Rental sites for San Francisco, especially the trendier areas are priced at well over $3,000 a month for a one-bedroom flat and nearly $5,000 for two bedrooms.

The Mission District has lost lower-income and middle-income households, according to a recent study by the nonprofit Council of Community Housing Organizations. Back in 2000, Families with households making $50,000 to $75,000 made up a quarter of Mission households. Now they make up 13 percent while households with incomes of at least $100,000 have increased.

Tuesday’s vote is largely symbolic, and it faces steep odds of passing. But the move is telling of how lawmakers are desperate to do something about housing in a city where prices are among the highest, with no signs of letting up.

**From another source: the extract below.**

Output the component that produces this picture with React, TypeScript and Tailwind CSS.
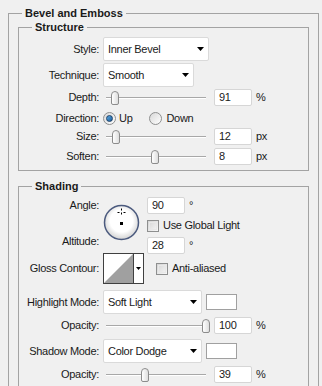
const Arrow = () => (
  <svg width="7" height="4" viewBox="0 0 7 4" className="shrink-0">
    <path d="M0 0H7L3.5 4Z" fill="#000" />
  </svg>
)

const Dropdown = ({ value, className }: { value: string; className: string }) => (
  <div className={`flex h-[24px] items-center justify-between rounded-[2px] border border-[#dadada] bg-white pl-[4px] pr-[4px] ${className}`}>
    <span>{value}</span>
    <Arrow />
  </div>
)

const Field = ({ value, unit }: { value: string; unit: string }) => (
  <div className="flex items-center gap-[4px]">
    <div className="flex h-[17px] w-[38px] items-center rounded-[2px] border border-[#d6d6d6] bg-white pl-[4px]">{value}</div>
    <span>{unit}</span>
  </div>
)

const Slider = ({ thumb }: { thumb: string }) => (
  <div className="relative h-[17px] w-[106px] shrink-0">
    <div className="ml-[3px] mt-[8px] h-[2px] w-[100px] border-t border-b border-t-[#a8a8a8] border-b-white" />
    <div className={`absolute top-[2px] h-[14px] w-[8px] rounded-t-[4px] rounded-b-[2px] border border-[#8c8c8c] bg-gradient-to-r from-white to-[#dedede] ${thumb}`} />
  </div>
)

const Checkbox = () => (
  <div className="h-[12px] w-[12px] shrink-0 border border-[#8e8f8f] bg-gradient-to-br from-[#d4d4d4] to-[#f8f8f8] p-[1px]">
    <div className="h-full w-full border border-[#e8e8e8]" />
  </div>
)

const Radio = ({ on }: { on?: boolean }) => (
  <div className="flex h-[13px] w-[13px] shrink-0 items-center justify-center rounded-full border border-[#8e8f8f] bg-gradient-to-br from-[#d8d8d8] to-white">
    {on && <div className="h-[7px] w-[7px] rounded-full border border-[#1c3f66] bg-gradient-to-br from-[#5aa8e0] to-[#1b5e9e]" />}
  </div>
)

const Label = ({ children }: { children: string }) => (
  <div className="w-[80px] shrink-0 text-right">{children}</div>
)

const Dial = () => (
  <svg width="37" height="37" viewBox="0 0 37 37" className="shrink-0">
    <defs>
      <radialGradient id="dg" cx="0.5" cy="0.45" r="0.55">
        <stop offset="0.6" stopColor="#ffffff" />
        <stop offset="1" stopColor="#d2d2d2" />
      </radialGradient>
    </defs>
    <circle cx="18.5" cy="18.5" r="17" fill="url(#dg)" stroke="#4b5a7e" strokeWidth="1.5" />
    <path d="M18.5 4.5v2M18.5 8.5v2M14.5 8.5h2M20.5 8.5h2" stroke="#000" strokeWidth="1" />
    <rect x="17" y="18" width="3" height="3" fill="#000" />
  </svg>
)

const Contour = () => (
  <div className="flex h-[31px] border border-[#404040] bg-white">
    <svg width="29" height="29" viewBox="0 0 29 29">
      <path d="M0 29L29 0V29Z" fill="#a0a0a0" />
    </svg>
    <div className="flex w-[10px] items-center justify-center border-l border-[#404040]">
      <svg width="5" height="3" viewBox="0 0 5 3"><path d="M0 0H5L2.5 3Z" fill="#000" /></svg>
    </div>
  </div>
)

const Group = ({ title, className, children }: { title: string; className: string; children: React.ReactNode }) => (
  <fieldset className={`border border-[#a3a3a3] p-0 ${className}`}>
    <legend className="ml-[13px] px-[3px] text-[11px] font-bold leading-[14px] tracking-normal">{title}</legend>
    {children}
  </fieldset>
)

export default function App() {
  return (
    <div className="h-[386px] w-[322px] overflow-hidden bg-[#f0f0f0] pt-[6px] font-['Liberation_Sans',Arial,sans-serif] text-[11px] leading-[13px] tracking-[-0.3px] text-[#1a1a1a]">
      <Group title="Bevel and Emboss" className="ml-[8px] h-[420px] w-[311px]">
        <div className="px-[9px]">
          <Group title="Structure" className="w-[291px]">
            <div className="flex flex-col pb-[5px] pt-[3px]">
              <div className="flex h-[24px] items-center gap-[4px]">
                <Label>Style:</Label>
                <Dropdown value="Inner Bevel" className="w-[106px]" />
              </div>
              <div className="mt-[2px] flex h-[24px] items-center gap-[4px]">
                <Label>Technique:</Label>
                <Dropdown value="Smooth" className="w-[91px]" />
              </div>
              <div className="mt-[2px] flex h-[17px] items-center gap-[4px]">
                <Label>Depth:</Label>
                <Slider thumb="left-[8px]" />
                <div className="ml-[1px]"><Field value="91" unit="%" /></div>
              </div>
              <div className="mt-[4px] flex h-[16px] items-center gap-[4px]">
                <Label>Direction:</Label>
                <Radio on />
                <span className="ml-[-1px]">Up</span>
                <div className="ml-[13px]"><Radio /></div>
                <span>Down</span>
              </div>
              <div className="mt-[2px] flex h-[17px] items-center gap-[4px]">
                <Label>Size:</Label>
                <Slider thumb="left-[9px]" />
                <div className="ml-[1px]"><Field value="12" unit="px" /></div>
              </div>
              <div className="mt-[3px] flex h-[17px] items-center gap-[4px]">
                <Label>Soften:</Label>
                <Slider thumb="left-[48px]" />
                <div className="ml-[1px]"><Field value="8" unit="px" /></div>
              </div>
            </div>
          </Group>

          <Group title="Shading" className="mt-[8px] w-[291px]">
            <div className="flex flex-col pb-[7px] pt-[4px]">
              <div className="flex h-[52px] gap-[4px]">
                <div className="flex w-[80px] shrink-0 flex-col justify-between pb-[1px] pt-[2px] text-right">
                  <span>Angle:</span>
                  <span>Altitude:</span>
                </div>
                <div className="mt-[7px]"><Dial /></div>
                <div className="ml-[3px] flex flex-col">
                  <Field value="90" unit="°" />
                  <div className="mt-[5px] flex items-center gap-[4px]">
                    <Checkbox />
                    <span>Use Global Light</span>
                  </div>
                  <div className="mt-[5px]"><Field value="28" unit="°" /></div>
                </div>
              </div>
              <div className="mt-[4px] flex h-[31px] items-center gap-[4px]">
                <Label>Gloss Contour:</Label>
                <Contour />
                <div className="ml-[8px]"><Checkbox /></div>
                <span>Anti-aliased</span>
              </div>
              <div className="mt-[6px] flex h-[24px] items-center gap-[4px]">
                <Label>Highlight Mode:</Label>
                <Dropdown value="Soft Light" className="w-[99px]" />
                <div className="h-[16px] w-[31px] border border-[#a0a0a0] bg-white" />
              </div>
              <div className="mt-[3px] flex h-[17px] items-center gap-[4px]">
                <Label>Opacity:</Label>
                <Slider thumb="left-[99px]" />
                <div className="ml-[1px]"><Field value="100" unit="%" /></div>
              </div>
              <div className="mt-[5px] flex h-[24px] items-center gap-[4px]">
                <Label>Shadow Mode:</Label>
                <Dropdown value="Color Dodge" className="w-[99px]" />
                <div className="h-[16px] w-[31px] border border-[#a0a0a0] bg-white" />
              </div>
              <div className="mt-[3px] flex h-[17px] items-center gap-[4px]">
                <Label>Opacity:</Label>
                <Slider thumb="left-[38px]" />
                <div className="ml-[1px]"><Field value="39" unit="%" /></div>
              </div>
            </div>
          </Group>
        </div>
      </Group>
    </div>
  )
}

Opponents of the moratorium say the way to make more housing affordable is to build more and that artificial bans won’t bring prices down.

The moratorium needs nine of 11 votes to pass. The board took the unusual step of skipping a committee vote and fast-tracking the issue straight to the full committee.

According to the city, more than two dozen projects would be affected by a moratorium, including the “Monster.”